Big swing from Adam Rehmeier. He went from small snack shack‘s in Nebraska to a big Bonnie and Clyde modern update across the American South. I guess a summer making bank makes you want to see if you can aim bigger and better as a director. Carolina Caroline isn’t as great as the classic it’s aiming for, but it gets more right than it doesn’t…and raises some serious concerns about small banks in the South. Maybe that’s why the couple avoided Texas and the conceal carry rampancy.
Caroline (Samara Weaving) is one of those lost souls: she’s trapped in a dead end job in a gas station, in a dead end life in dead end Texas. She was, that is, until Oliver (Kyle Gallner) walks into the station, trying his standard con to get an extra twenty dollars out of someone. After the initial disgust, Caroline is completely turned on by this interloper, who’s planted the idea in her head that she can go wherever she wants. After a couple more meetups, Oliver becomes equally into Caroline, and agrees to take her across the South, teaching her how to “see the angles and systems” like he does.
Carolina Caroline falls apart if the two leads don’t work. We’ve got to feel the danger coming from them, but that proximity also turns up the heat as their schemes get bigger and bigger. Rehmeier has landed the greatest score of all, getting the coolest indie girl, Samara Weaving, and coolest indie guy, Kyle Gallner to be his Bonnie and Clyde. Weaving is great here, using that lip bite and her wide eyes to make it easy to fall in love with her. Caroline wears her heart on her sleeve, necessary for the movie to shift from sexy danger to danger danger. Gallner falls into the role he’s comfortable in: the mysterious badass. There’s some of the menace in his other performances, but broadly speaking, his Oliver is much more empathetic than his other characters. He finds just the right amount of fear and intrigue that would make someone like Caroline fall in love with him. They’re so electric together I almost preferred the scenes of them off the clock, watching their relationship grow and evolve as the pair go deeper into their crime spree.

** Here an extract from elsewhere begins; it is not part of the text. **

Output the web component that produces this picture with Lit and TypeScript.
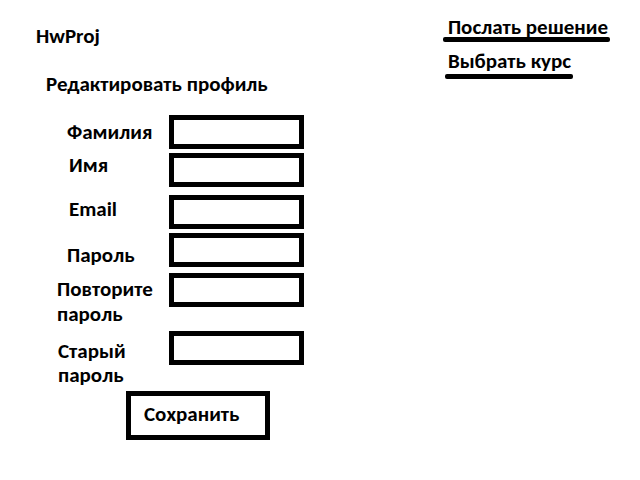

As for the story, we get a mish mesh of classic crime storytelling: lay out the rules, mention the ones you CANNOT break, then eventually break them and risk the consequences, stuff we’ve seen before. The reason Carolina Caroline works is because all these items are brought up during the flirty meet cutes between Oliver and Caroline; you’re barely paying attention cause you’re transfixed at the sizzle going on right in front of you. Rehmeier doesn’t have the Bonnie & Clyde budget to do big action sequences, instead relying on implied intensity conveyed by his two leads. The getaway after the robberies feels tense because Rehmeier keeps the camera in between the couple, living in their state so we don’t need bullets or giant crashes to feel something. He saves all the big stuff for the final act, where he ratchets up the tension to the max wonderfully, but smartly because we’re right there with Caroline and Oliver, panicked unsure how to get out of this bigger system they were unprepared for.
I know Obsession might seem like the date night movie of the moment, but I’d strongly consider y’all giving Carolina Caroline a go. It’s level of sexy danger will most importantly not lead to an argument about what happens, instead just leading to a few lip bites and smolders during the movie. Just be sure to thank Samara Weaving and Kyle Gallner at some point. Keep it cool you two!